# PROBLEMS WITH THE BOARD POST UP HERE! > MESSAGE BOARD PROBLEMS >  Member for 2 weeks before posting?

## JockReborn

Do you think it would be a good idea to have people be registered for say 14 days or so before being able to post. The only reson I ask is that it might make people read posts and use the search function before making the 20th post of the day about high bf%, pct, age of use etc...?

-J

I know I'm new as a registered user but I've lurked for years reading and taking in the info.

----------


## PT

most people read around here for weeks or months before joining. of course it gets old answering the same questions but thats the life of a body building forum member.

----------


## SlimJoe

i only joined lateley and i have read on this site for close to one year so in my eyes it wouldnt be right makin people wait 2 weeks to be involved

----------


## redz

Problem is sometimes people may come on and make an account because they have an urgent issue which needs attention right away.

----------


## Kibble

If that is implemented then they may just leave the website and come back in 2 weeks, or it might even push away potential members. imo

----------


## SlimJoe

> If that is implemented then they may just leave the website and come back in 2 weeks, or it might even push away potential members. imo


i agree with this

----------


## 420daytona

Maybe it is because I am kinda new to the site, and I haven't had to deal with it that much but I get a good laugh from the "do i need pct for my cell tech" questions

----------


## JockReborn

all good points...guess I was venting more than anything. I posted that right after seeing a thread...scrolling down...seeing the same basic thread 5 spots down...scrolling down and seeing another. I know it's a normal occurance on the board but it just caught me in a particular mood.

-J

----------


## AlphaGenetics

> all good points...guess I was venting more than anything. I posted that right after seeing a thread...scrolling down...seeing the same basic thread 5 spots down...scrolling down and seeing another. I know it's a normal occurance on the board but it just caught me in a particular mood.
> 
> -J


Ha, now your the one posting dumb stuff. jk bro  :Wink/Grin:  I agree with you that most people dont research before asking dumb stuff. I was one of those people...

----------


## ModelInProgress

Speaking as a brand new member myself, and having read countless posts and articles before joining (because my husband has been a member for a few years)...there are probably very few people that join this site without having first "lurking" and seeing if it seems to be beneficial to them to begin with. Secondly, having to wait two weeks to post will not prevent stupidity or laziness if that is indeed the reason for posting redundant questions. Thirdly, it is rather counterproductive and a hinderance for those who have legitimate questions or concerns that they need advice about.

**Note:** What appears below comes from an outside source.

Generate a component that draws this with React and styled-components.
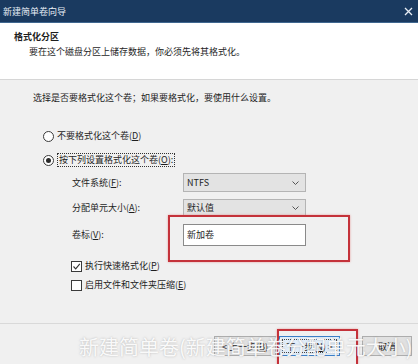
import React from "react";
import styled, { createGlobalStyle } from "styled-components";

const Global = createGlobalStyle`
    html, body {
        margin: 0;
        padding: 0;
        background: #f0f0f0;
    }
    * {
        box-sizing: border-box;
    }
`;

const Window = styled.div`
    position: relative;
    width: 418px;
    height: 364px;
    overflow: hidden;
    display: flex;
    flex-direction: column;
    background: #f0f0f0;
    font-family: "Noto Sans CJK SC", "Noto Sans", sans-serif;
    font-size: 9px;
    color: #1e1e1e;
`;

const TitleBar = styled.div`
    height: 23px;
    flex: none;
    display: flex;
    align-items: center;
    justify-content: space-between;
    padding: 0 5px 0 3px;
    background: #1a3a60;
    border-bottom: 1px solid #3f6790;
    color: #e8eef5;
`;

const Header = styled.div`
    height: 57px;
    flex: none;
    background: #ffffff;
    border-bottom: 1px solid #d6d6d6;
    padding: 7px 0 0 14px;
    line-height: 14px;
`;

const Heading = styled.div`
    font-weight: bold;
`;

const SubText = styled.div`
    margin-top: 1px;
    padding-left: 15px;
`;

const Body = styled.div`
    flex: 1;
    padding: 11px 0 0 33px;
    line-height: 14px;
`;

const Choices = styled.div`
    margin: 24px 0 0 10px;
    display: flex;
    flex-direction: column;
    gap: 10px;
`;

const Choice = styled.label`
    display: flex;
    align-items: center;
    gap: 3px;
    height: 14px;
`;

const Radio = styled.span`
    width: 11px;
    height: 11px;
    border-radius: 50%;
    border: 1px solid #3a3a3a;
    background: #fff;
    display: flex;
    align-items: center;
    justify-content: center;

    &::after {
        content: "";
        width: 5px;
        height: 5px;
        border-radius: 50%;
        background: ${(p) => (p.$checked ? "#2a2a2a" : "transparent")};
    }
`;

const Focus = styled.span`
    border: 1px dotted #333;
    padding: 0 1px;
    line-height: 12px;
`;

const Form = styled.div`
    margin: 6px 0 0 39px;
    display: grid;
    grid-template-columns: 111px 123px;
    row-gap: 7px;
    align-items: center;
`;

const Select = styled.div`
    height: ${(p) => p.$h}px;
    display: flex;
    align-items: center;
    justify-content: space-between;
    padding: 0 6px 0 3px;
    background: #e3e3e3;
    border: 1px solid #b4b4b4;
`;

const InputWrap = styled.div`
    position: relative;
`;

const TextBox = styled.div`
    height: 22px;
    display: flex;
    align-items: center;
    padding-left: 3px;
    background: #fff;
    border: 1px solid #8a8a8a;
`;

const Mark = styled.div`
    position: absolute;
    border: 2px solid #c4323a;
    box-shadow: 0 0 2px rgba(230, 120, 120, 0.7);
    pointer-events: none;
`;

const Checks = styled.div`
    margin: 13px 0 0 38px;
    display: flex;
    flex-direction: column;
    gap: 5px;
`;

const Box = styled.span`
    width: 11px;
    height: 11px;
    border: 1px solid #3a3a3a;
    background: #fff;
    display: flex;
    align-items: center;
    justify-content: center;
`;

const Footer = styled.div`
    height: 41px;
    flex: none;
    border-top: 1px solid #d9d9d9;
    display: flex;
    justify-content: flex-end;
    align-items: flex-start;
    padding: 12px 6px 0 0;
`;

const Button = styled.div`
    position: relative;
    width: ${(p) => p.$w}px;
    height: 20px;
    margin-left: ${(p) => p.$gap}px;
    display: flex;
    align-items: center;
    justify-content: center;
    background: ${(p) => (p.$primary ? "#e2eefa" : "#e1e1e1")};
    border: 1px solid ${(p) => (p.$primary ? "#3c7fc8" : "#adadad")};
`;

const ButtonFocus = styled.span`
    position: absolute;
    inset: 2px;
    border: 1px dotted #444;
`;

const Watermark = styled.div`
    position: absolute;
    left: 79px;
    top: 335px;
    font-size: 20px;
    line-height: 24px;
    color: rgba(255, 255, 255, 0.92);
    text-shadow: 0 0 2px rgba(120, 120, 120, 0.5);
    white-space: nowrap;
    pointer-events: none;
`;

const U = styled.span`
    text-decoration: underline;
`;

const Chevron = () => (
    <svg width="7" height="4" viewBox="0 0 7 4">
        <path d="M0.5 0.5 L3.5 3.5 L6.5 0.5" fill="none" stroke="#555" strokeWidth="1" />
    </svg>
);

const App = () => {
    return (
        <Window>
            <Global />
            <TitleBar>
                <span>新建简单卷向导</span>
                <svg width="9" height="9" viewBox="0 0 9 9">
                    <path d="M1 1 L8 8 M8 1 L1 8" stroke="#e8eef5" strokeWidth="1.3" />
                </svg>
            </TitleBar>
            <Header>
                <Heading>格式化分区</Heading>
                <SubText>要在这个磁盘分区上储存数据，你必须先将其格式化。</SubText>
            </Header>
            <Body>
                <div>选择是否要格式化这个卷；如果要格式化，要使用什么设置。</div>
                <Choices>
                    <Choice>
                        <Radio />
                        <span>不要格式化这个卷(<U>D</U>)</span>
                    </Choice>
                    <Choice>
                        <Radio $checked />
                        <Focus>按下列设置格式化这个卷(<U>O</U>):</Focus>
                    </Choice>
                </Choices>
                <Form>
                    <span>文件系统(<U>F</U>):</span>
                    <Select $h={19}>
                        <span>NTFS</span>
                        <Chevron />
                    </Select>
                    <span>分配单元大小(<U>A</U>):</span>
                    <Select $h={18}>
                        <span>默认值</span>
                        <Chevron />
                    </Select>
                    <span>卷标(<U>V</U>):</span>
                    <InputWrap>
                        <TextBox>新加卷</TextBox>
                        <Mark style={{ left: -15, top: -9, width: 182, height: 47 }} />
                    </InputWrap>
                </Form>
                <Checks>
                    <Choice>
                        <Box>
                            <svg width="9" height="9" viewBox="0 0 9 9">
                                <path d="M1.5 4.5 L3.7 6.8 L7.8 1.8" fill="none" stroke="#333" strokeWidth="1.1" />
                            </svg>
                        </Box>
                        <span>执行快速格式化(<U>P</U>)</span>
                    </Choice>
                    <Choice>
                        <Box />
                        <span>启用文件和文件夹压缩(<U>E</U>)</span>
                    </Choice>
                </Checks>
            </Body>
            <Footer>
                <Button $w={62} $gap={0}>&lt; 上一步(<U>B</U>)</Button>
                <Button $w={61} $gap={3} $primary>
                    <ButtonFocus />
                    下一步(<U>N</U>) &gt;
                    <Mark style={{ left: -3, top: -8, width: 81, height: 46 }} />
                </Button>
                <Button $w={50} $gap={22}>取消</Button>
            </Footer>
            <Watermark>新建简单卷(新建简单卷分配单元大小)</Watermark>
        </Window>
    );
};

export default App;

In my personal experience, sometimes you have to be very specific about what you search for...I have attempted to search for information on several topics and sometimes the results are not addressing what I was trying to find out...in other words, it might not (always) be a case of not bothering to search, it's figuring out what key words will produce the correct results (and may erroneously lead someone who actually did a search to believe that their question had not already been answered). Let's not punish the few people who try to use their own resources first because of the few that are lazy or incompetent :Smilie:

----------